Issue
96
Promised Sky

- Director:Erige Sehiri|
- Screenwriter:Anna Ciennik, Malika Cécile Louati, Erige Sehiri|
- Distributor:Film Movement|
- Year:2025
How do you talk to a child about something they’re too young to understand is the most traumatic event they’ll ever experience?
That’s the question posed by Promised Sky’s opening scene, in which three women gently ask a little girl named Kenza questions like “What’s your family name?” and “When you were in the boat, who was with you?” Her answers don’t shed much light on the situation, but by the end of their conversation it’s clear that Kenza is the sole survivor of a shipwreck carrying refugees to Tunisia. Co-writer/director Erige Sehiri is as sensitive in her filmmaking as those three women — de facto matriarch Marie (Aïssa Maïga), displaced mother Naney (Debora Lobe Naney), and student Jolie (Laetitia Ky) — are in their questioning, which shifts seamlessly to caregiving once they realize they have no choice but to watch over the orphan who’s just washed ashore — at least for the time being.
It takes a village indeed, especially when everyone living in it knows what it’s like to be an outsider. A journalist-turned-pastor originally from the Ivory Coast who’s already opened her home to fellow immigrants Naney and Jolie, Marie invokes the story of Abraham in the first sermon we watch her deliver: “I know you have a plan for me,” he says to God in her telling, and “it is not for me to perish at sea. It is not for me to drown.”
Countless others seeking a better life in the centuries since haven’t been so lucky. Jolie is the only documented member of this distaff quartet, not that her legal status is a true safeguard against being hassled or worse by the authorities. The harder she tries to play by the rules and work within the system, the more those rules change as the powers that be see fit.
Sehiri doesn’t linger on Kenza’s trauma, and neither, for that matter, does Kenza — children are resilient, after all, and one benefit of her not understanding what’s happened is not being unmoored by it. Promised Sky is considerably more low-key than its high-stakes opening might make it sound, with co-writers Anna Ciennik, Malika Cécile Louati, and Sehiri centering their script around lived-in character moments rather than heightened narrative beats. Landlords, police officers, and other authority figures are always threatening to disrupt the precarious status quo, but they’re usually at the periphery rather than the center of the action.
Usually, but not always. Tunisia, both a literal and figurative crossroads between Europe and Africa, has taken a hardline approach to immigration in recent years that has led to accusations of human-rights violations and xenophobia. Sehiri, who grew up in France but is of Tunisian extraction, is considerably more sympathetic to the plight of refugees. Promised Sky never comes across as a heavy-handed sermon, though — just an intimate, ground-level portrait of the kind of people whose stories tend to go untold when competing narratives drown out the discourse.

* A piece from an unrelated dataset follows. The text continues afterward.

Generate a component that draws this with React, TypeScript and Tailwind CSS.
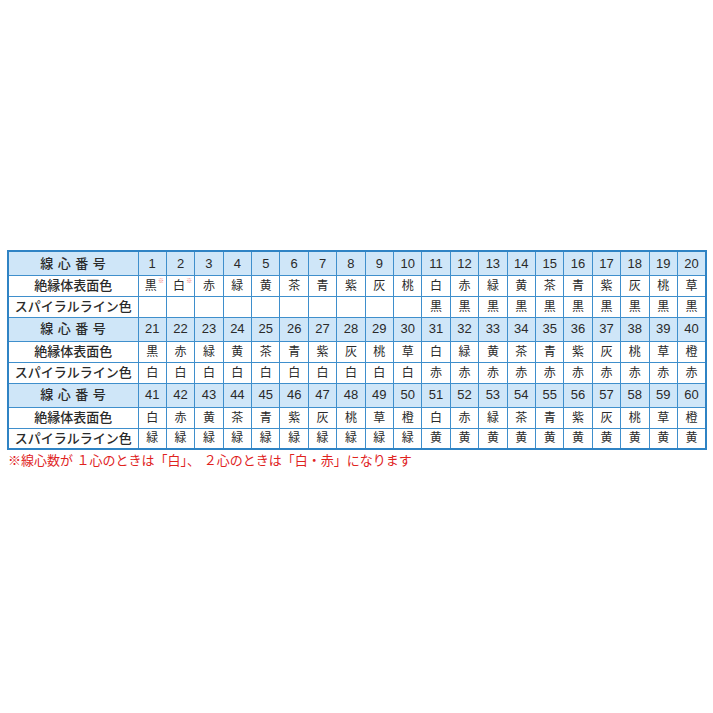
import React from 'react';

const blank = Array(10).fill('');
const rep = (s: string) => Array(10).fill(s);

const groups = [
  {
    start: 1,
    body: ['黒', '白', '赤', '緑', '黄', '茶', '青', '紫', '灰', '桃', '白', '赤', '緑', '黄', '茶', '青', '紫', '灰', '桃', '草'],
    spiral: [...blank, ...rep('黒')],
  },
  {
    start: 21,
    body: ['黒', '赤', '緑', '黄', '茶', '青', '紫', '灰', '桃', '草', '白', '緑', '黄', '茶', '青', '紫', '灰', '桃', '草', '橙'],
    spiral: [...rep('白'), ...rep('赤')],
  },
  {
    start: 41,
    body: ['白', '赤', '黄', '茶', '青', '紫', '灰', '桃', '草', '橙', '白', '赤', '緑', '茶', '青', '紫', '灰', '桃', '草', '橙'],
    spiral: [...rep('緑'), ...rep('黄')],
  },
];

const cell = 'border border-[#3f8fcc] text-center p-0 align-middle';

export default function App() {
  return (
    <div
      className="w-[713px] h-[713px] bg-white pt-[250px] pl-[7px]"
      style={{ fontFamily: '"Liberation Sans", "Noto Sans CJK JP", sans-serif' }}
    >
      <table className="table-fixed border-collapse border-2 border-[#2f83c4] w-[700px] text-[#2a2a2a]">
        <colgroup>
          <col className="w-[130px]" />
          {Array.from({ length: 20 }).map((_, i) => (
            <col key={i} />
          ))}
        </colgroup>
        <tbody>
          {groups.map((g, gi) => (
            <React.Fragment key={gi}>
              <tr className="h-[24px] bg-[#cfe6f8]">
                <td className={`${cell} text-[13px] font-medium tracking-[0.35em] pl-[4px]`}>線心番号</td>
                {g.body.map((_, i) => (
                  <td key={i} className={`${cell} text-[13px]`}>
                    {g.start + i}
                  </td>
                ))}
              </tr>
              <tr className="h-[21px]">
                <td className={`${cell} text-[13px] font-medium`}>絶縁体表面色</td>
                {g.body.map((c, i) => (
                  <td key={i} className={`${cell} text-[12px] relative`}>
                    {gi === 0 && i < 2 ? <span className="pr-[3px]">{c}</span> : c}
                    {gi === 0 && i < 2 && (
                      <span className="absolute top-[2px] right-[2px] text-[6px] leading-none text-[#ef6f6f]">※</span>
                    )}
                  </td>
                ))}
              </tr>
              <tr className="h-[21px]">
                <td className={`${cell} text-[13px] font-medium`}>スパイラルライン色</td>
                {g.spiral.map((c, i) => (
                  <td key={i} className={`${cell} text-[12px]`}>
                    {c}
                  </td>
                ))}
              </tr>
            </React.Fragment>
          ))}
        </tbody>
      </table>
      <p className="text-[13px] text-[#e0231e] leading-none mt-[4px] pl-[1px]">
        ※線心数が １心のときは「白」、 ２心のときは「白・赤」になります
      </p>
    </div>
  );
}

“I know you have a plan for me, and it is not for me to perish at sea.”
Practicing isn’t always as easy as preaching, and conflict arises when Jolie accuses Marie of not living up to her ideals after she threatens to kick Naney out of the house for what many viewers will consider a minor infraction. We’ll eventually learn that she has very good reasons for being cagey about taking in a child, which Sehiri portrays with as much grace as she does Kenza’s arrival.
All four women are in the country for similar reasons, but Naney’s circumstances make her the most protective of, and inclined to watch over, Kenza. She’s been separated from her own daughter since coming to Tunisia in search of a better life and clearly views the newly orphaned Kenza as a surrogate child, one she can take care of while waiting to be reunited with her own. Promised Sky is as much about the power of maternal instincts as it is about systemic prejudice and the struggle to gain a foothold in a place that seems intent on cutting your legs out from under you. The more obstacles that are placed in front of Marie, Naney, Jolie, and Kenza, the more they realize they have no choice but to persevere — not because they’re special, necessarily, but simply because they’re human.